Within the same state, comparisons made between institutions are equally unsubstantiated because each institution prepares students for differing licenses utilizing different testing requirements.  It is uncommon to find two institutions within the same state with identical teacher preparation programs.  The difficulty of comparing institutions within a state is also affected by the omission from the state report of data for smaller teacher preparation programs that prepare fewer than ten completers.  These institutions' data are not available for public scrutiny, while their individual student scores are included in the average state passing rates for each assessment.  The other programs meeting the"minimum ten rule" - that is programs with 10 or more competers  -  are compared to this state average performance.

While the single assessment pass rate, aggregate area pass rate and summative assessment pass rate will be reported for teacher preparation programs, it is the summative assessment pass rate that will be used to rank by quartiles the teacher preparation programs in a state.  (A quartile is a distribution of data that has been divided into four sets.)  The summative assessment pass rate potentially represents the rate of an institution's program completers who become licensed.  (However, this statistic is inflated whether they completed all testing requirements for a license.)

What are other reasons to be cautious when interpreting or comparing institutional data?

  1. The size of a college's testing population impacts its summative passing rate.  Since passing rates are reported as percents, a careful comparison should include a review of the size of the populations to be compared.  Example 1 below illustrates this.

  2. Example 1

    College 1 has 100 program completers and 2 fail a licensure test, so their summative passing rate is 98%.

    College 2 has 10 program completers and 2 fail a licensure test, so their summative passing rate is 80%.

    While the number of program completers who were unsuccessful is equal at both colleges, the marked differences in the summative pass rate will very likely result in College 2 being ranked in a lower quartile.

  3. Ranking the colleges by quartiles creates a distribution in which the summative assessment passing rates are rank-ordered into groups, in the case quartile.  For esample, a hypothetical state with 100 colleges would distribute the colleges into four quartiles with 25 colleges in each quartile.  If the same state's licensure tests consist only of basic skills tests, the first quartile could have 25 colleges all reporting 100 percent passing rates.  (The second quartile could have 25 colleges could report a distribution of summative assessment passing rates between 98 and 99 percent.) The third quartile could contain a distribution of colleges with summative assessment passing rates between 96 and 97 percent.
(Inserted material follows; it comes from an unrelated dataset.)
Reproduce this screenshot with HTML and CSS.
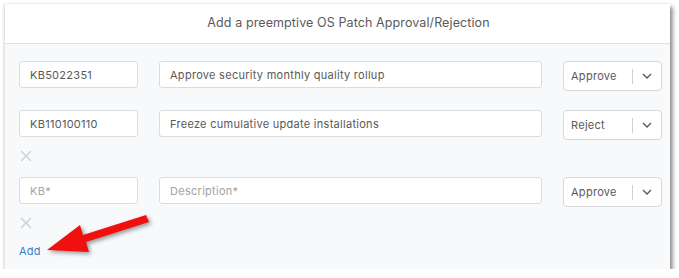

The difference between the first and fourth quartile is five percentage points. Hence being located in a lower quartile may not be meaningful from a practical perspective. Also the range of summative assessment passing rates in a quartile varies by state and lacks any longitudinal consistency; that is, the range of performances for each state's quartiles will change annually. There is no benchmark for comparing performances.

    It is important to identify the range of passing rates attributed to each quartile, but it is equally important to be mindful that these ranges will not be the standard of comparison in future quartile reporting.


  4. The number of tests required for a license will affect the summative assessment passing rate. Licenses that require more testing requirements increase the potential for failure and a diminished passing rate.  Teacher preparation programs whose mission is to prepare teachers with an emphasis in special education will have program completers who will be evaluated on as many as five different content tests, while those preparing teachers with an elementary education emphasis may only be reporting a summative assessment passing rate based on a single test requirement for licensure. Again, there is a greater potential for failure when program completers are required to pass more assessments.

Please note that this is not a comprehensive list of potential misinterpretations of the data. It merely indicates the need for caution in using the data for comparison purposes.